Il ressort des dispositions de l'article 917 du code de procédure civile que la demande de fixation du jour auquel l'affaire sera appelée au fond doit être présentée par requête devant le premier président. Or, cette demande a été effectué par assignation en référé. En outre, dès lors que le juge de la mise en état est saisi de l'affaire au fond, le premier président n'est plus compétent pour apprécier cette demande. Enfin, dès lors que la décision dont appel a été exécutée entièrement, il n'y a plus de péril pour la société Espoir d'une exécution provisoire de cette décision.

Dans ces conditions, la demande en ce sens sera rejetée.

Il serait inéquitable de laisser à la charge de la société Jgks ses frais irrépétibles non compris dans les dépens. Il lui sera donc alloué une somme de 2 000 euros sur le fondement de l'article 700 du code de procédure civile.
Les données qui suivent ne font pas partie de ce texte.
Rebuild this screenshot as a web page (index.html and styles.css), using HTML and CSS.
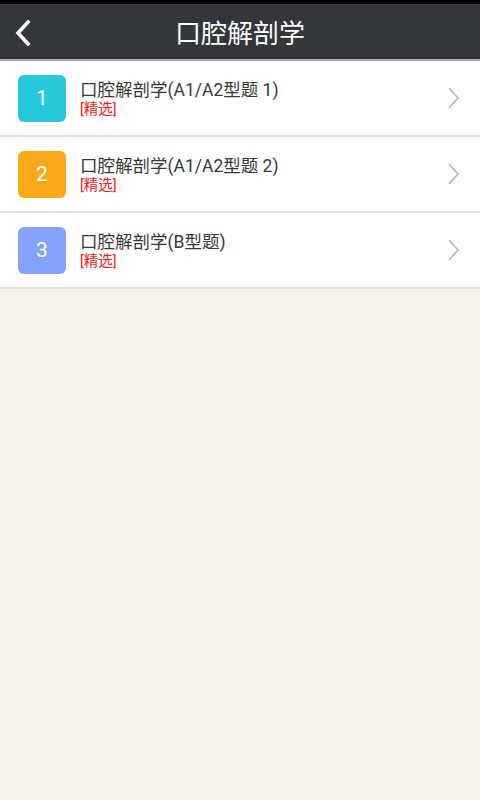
FILE: index.html
```html
<!DOCTYPE html>
<html>

<head>
    <meta charset="utf-8">
    <link rel="stylesheet" href="styles.css">
    <title>口腔解剖学</title>
</head>

<body>
    <div class="statusbar"></div>
    <div class="header">
        <a class="back" href="#">
            <svg width="18" height="26" viewBox="0 0 18 26">
                <polyline points="14,2 4,13 14,24" fill="none" stroke="#ffffff" stroke-width="3.6" stroke-linecap="square" />
            </svg>
        </a>
        <h1>口腔解剖学</h1>
    </div>

    <ul class="list">
        <li class="item">
            <div class="num num-cyan">1</div>
            <div class="info">
                <div class="name">口腔解剖学(A1/A2型题 1)</div>
                <div class="tag">[精选]</div>
            </div>
            <svg class="arrow" width="12" height="22" viewBox="0 0 12 22">
                <polyline points="1,1 10,11 1,21" fill="none" stroke="#b4b4b4" stroke-width="1.6" />
            </svg>
        </li>
        <li class="item">
            <div class="num num-orange">2</div>
            <div class="info">
                <div class="name">口腔解剖学(A1/A2型题 2)</div>
                <div class="tag">[精选]</div>
            </div>
            <svg class="arrow" width="12" height="22" viewBox="0 0 12 22">
                <polyline points="1,1 10,11 1,21" fill="none" stroke="#b4b4b4" stroke-width="1.6" />
            </svg>
        </li>
        <li class="item">
            <div class="num num-blue">3</div>
            <div class="info">
                <div class="name">口腔解剖学(B型题)</div>
                <div class="tag">[精选]</div>
            </div>
            <svg class="arrow" width="12" height="22" viewBox="0 0 12 22">
                <polyline points="1,1 10,11 1,21" fill="none" stroke="#b4b4b4" stroke-width="1.6" />
            </svg>
        </li>
    </ul>
</body>

</html>
```

FILE: styles.css
```css
html, body {
    margin: 0;
    padding: 0;
    height: 100%;
}

body {
    background: #f6f3ec;
    font-family: Roboto, "Noto Sans CJK SC", sans-serif;
}

.statusbar {
    height: 4px;
    background: #000000;
}

.header {
    height: 55px;
    background: #33373a;
    border-bottom: 2px solid #a8a9a9;
    display: flex;
    align-items: center;
    justify-content: center;
    position: relative;
}

.header h1 {
    margin: 0;
    color: #ffffff;
    font-size: 26px;
    font-weight: normal;
}

.back {
    position: absolute;
    left: 14px;
    top: 16px;
    display: flex;
}

.list {
    list-style: none;
    margin: 0;
    padding: 0;
    background: #ffffff;
}

.item {
    height: 74px;
    border-bottom: 2px solid #e2e2e2;
    display: flex;
    align-items: center;
    padding: 0 18px;
}

.num {
    width: 48px;
    height: 47px;
    border-radius: 6px;
    color: #ffffff;
    font-size: 21px;
    display: flex;
    align-items: center;
    justify-content: center;
    flex-shrink: 0;
}

.num-cyan {
    background: #27c8da;
}

.num-orange {
    background: #f9a817;
}

.num-blue {
    background: #86a3fb;
}

.info {
    flex: 1;
    margin-left: 14px;
    margin-top: 2px;
}

.name {
    font-size: 17.5px;
    color: #383838;
    line-height: 20px;
}

.tag {
    font-size: 14.5px;
    color: #ff1a1a;
    line-height: 18px;
    margin-top: 1px;
}

.arrow {
    margin-right: 2px;
    margin-top: 0;
}
```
Il n'est par contre pas inéquitable de laisser à la charge de la société Espoir la charge de ses frais irrépétibles et aucune somme ne lui sera allouée sur le fondement de l'article 700 du code de procédure civile.

Les dépens seront laissés à la charge de la société Espoir.

PAR CES MOTIFS,

Déclarons recevable la demande en arrêt de l'exécution provisoire du jugement du 07 mars 2024 du tribunal judiciaire de Paris ;

Rejetons la demande d'arrêt de l'exécution provisoire dont est assorti le jugement entrepris précité présentée par la société Espoir ;

Rejetons la demande de fixation à jour fixe formulée par la société Espoir ;

Condamnons la société Espoir à payer à la société Jgks une somme de 2 000 euros sur le fondement de l'article 700 du code de procédure civile ;

Laissons à la société Espoir la charge des dépens de l'instance.

ORDONNANCE rendue par M. Jean-Paul BESSON, Premier Président de chambre, assisté de Mme Cécilie MARTEL, greffière présente lors de la mise à disposition de l'ordonnance au greffe de la Cour, les parties en ayant été préalablement avisées dans les conditions prévues au deuxième alinéa de l'article 450 du code de procédure civile.